10. Conclusion: The Path to a Secure VPC
Securing a VPC is an ongoing process of refinement. It requires a mindset that assumes the network will be probed and tested by malicious actors. By implementing the principles of least privilege, segmenting your network into logical tiers, and leveraging automation to manage your configurations, you can build an environment that is significantly harder to compromise.
Remember that security is a trade-off between accessibility and protection. While it might be faster to open all ports for development, the long-term cost of a security breach far outweighs the initial time investment required to configure your VPC correctly. Use the tools available to you—Flow Logs, IAM roles, and Infrastructure as Code—to create a robust, auditable, and secure foundation for your applications.
Key Takeaways
- Defense-in-Depth: Always use both Security Groups (instance-level) and NACLs (subnet-level) to provide multiple layers of traffic filtering.
- Stateless vs.

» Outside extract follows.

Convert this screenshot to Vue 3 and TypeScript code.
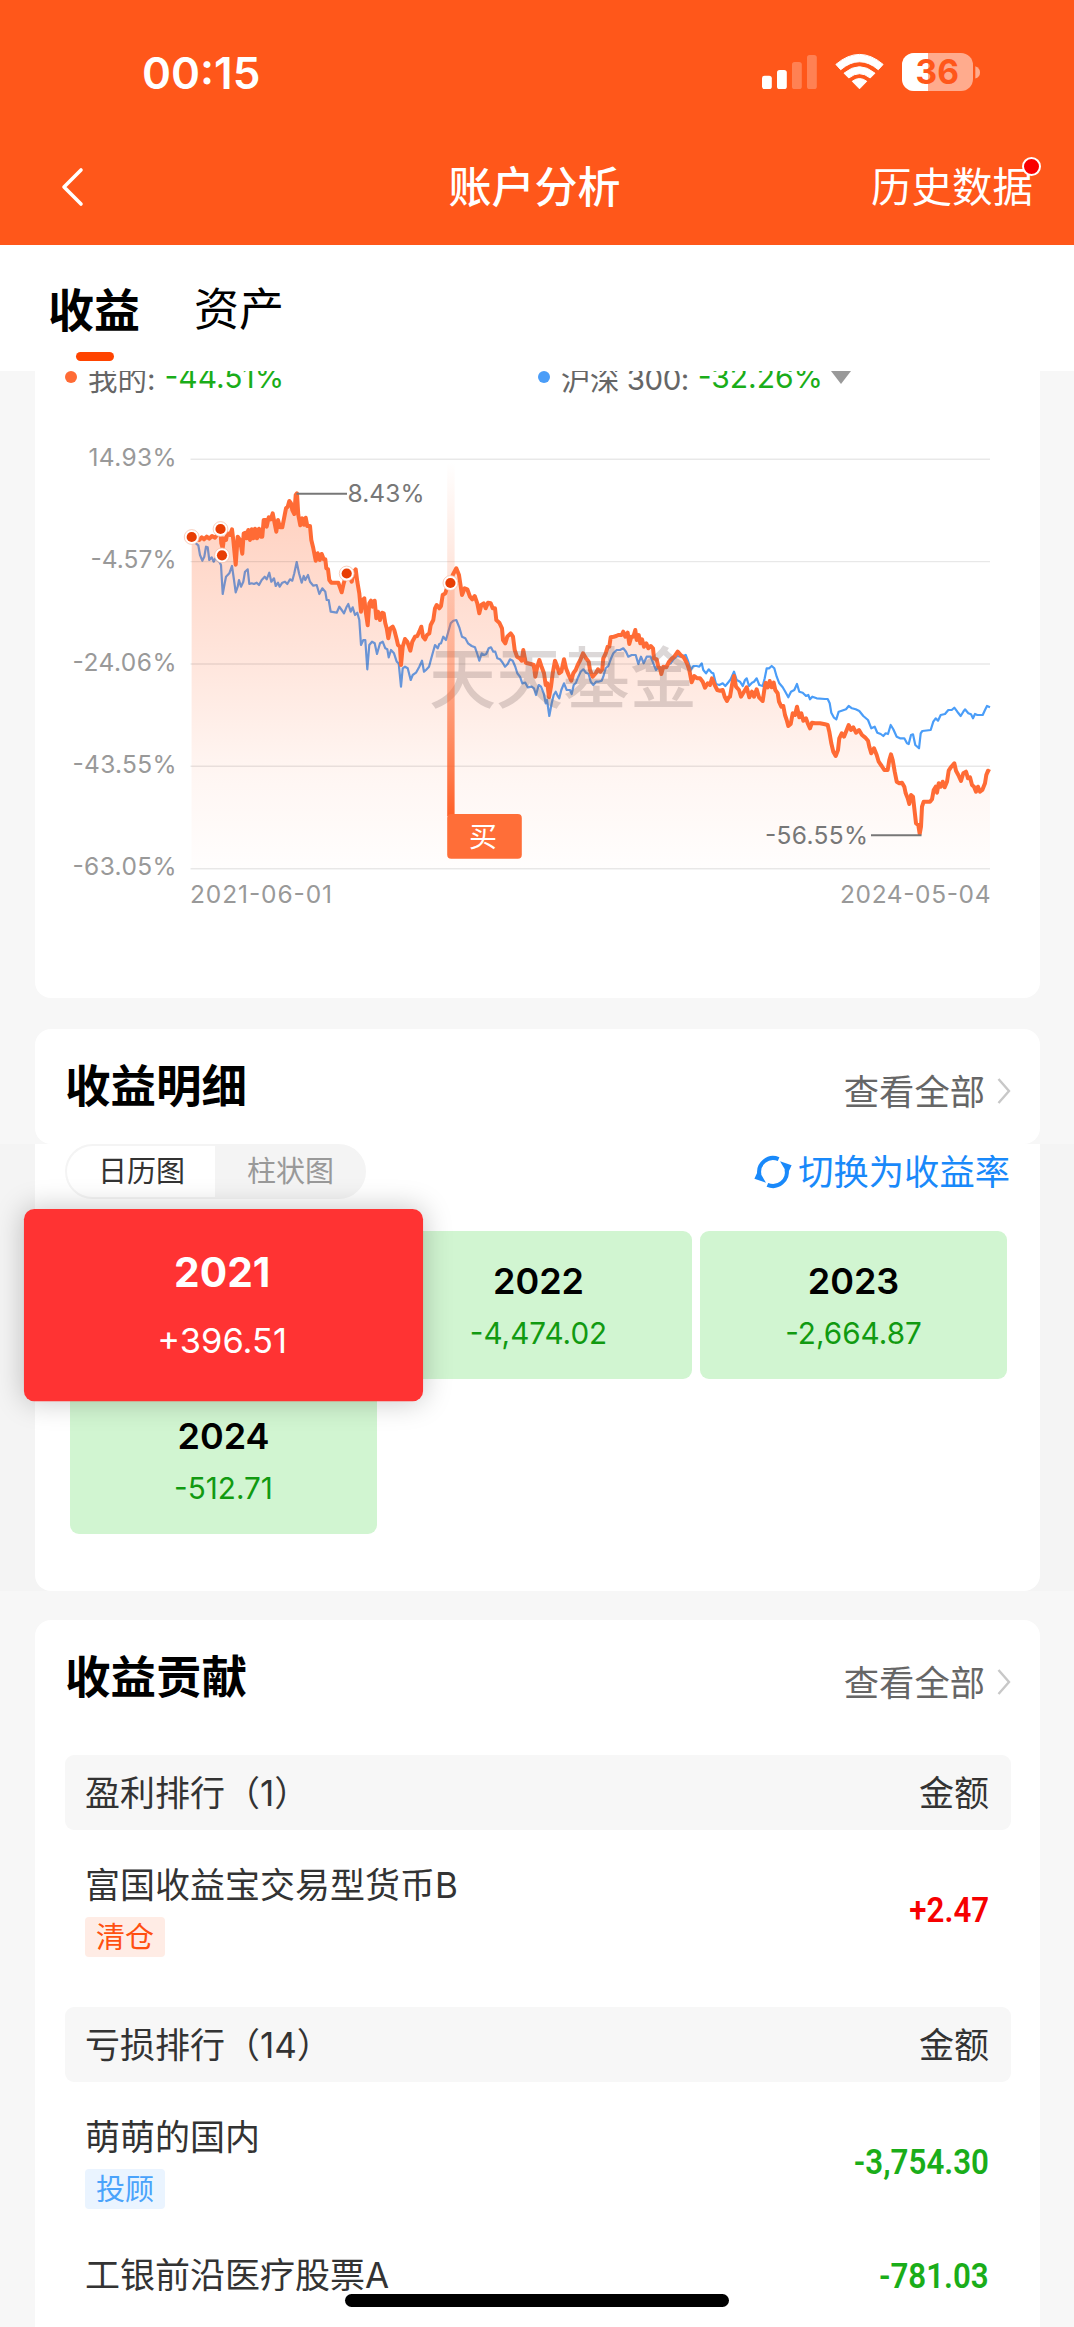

Stateful: Understand that Security Groups are stateful (automatically allow return traffic), while NACLs are stateless (you must explicitly allow return traffic).
- Principle of Least Privilege: Never use "0.0.0.0/0" for inbound traffic unless it is absolutely necessary for public-facing services.
- Network Segmentation: Separate your infrastructure into public, application, and private tiers to prevent lateral movement by attackers.
- Automate Everything: Use Infrastructure as Code to manage your VPC configurations to prevent human error and configuration drift.
- Continuous Monitoring: Enable VPC Flow Logs and set up alerts for any modifications to your network security policies.
- Private Access: Use VPC Endpoints to keep traffic to other cloud services off the public internet, reducing your overall attack surface.
By following these practices, you move away from a reactive security posture and toward a proactive, resilient network architecture that protects your data and your users. Security is not just a feature; it is the foundation upon which all reliable cloud systems are built.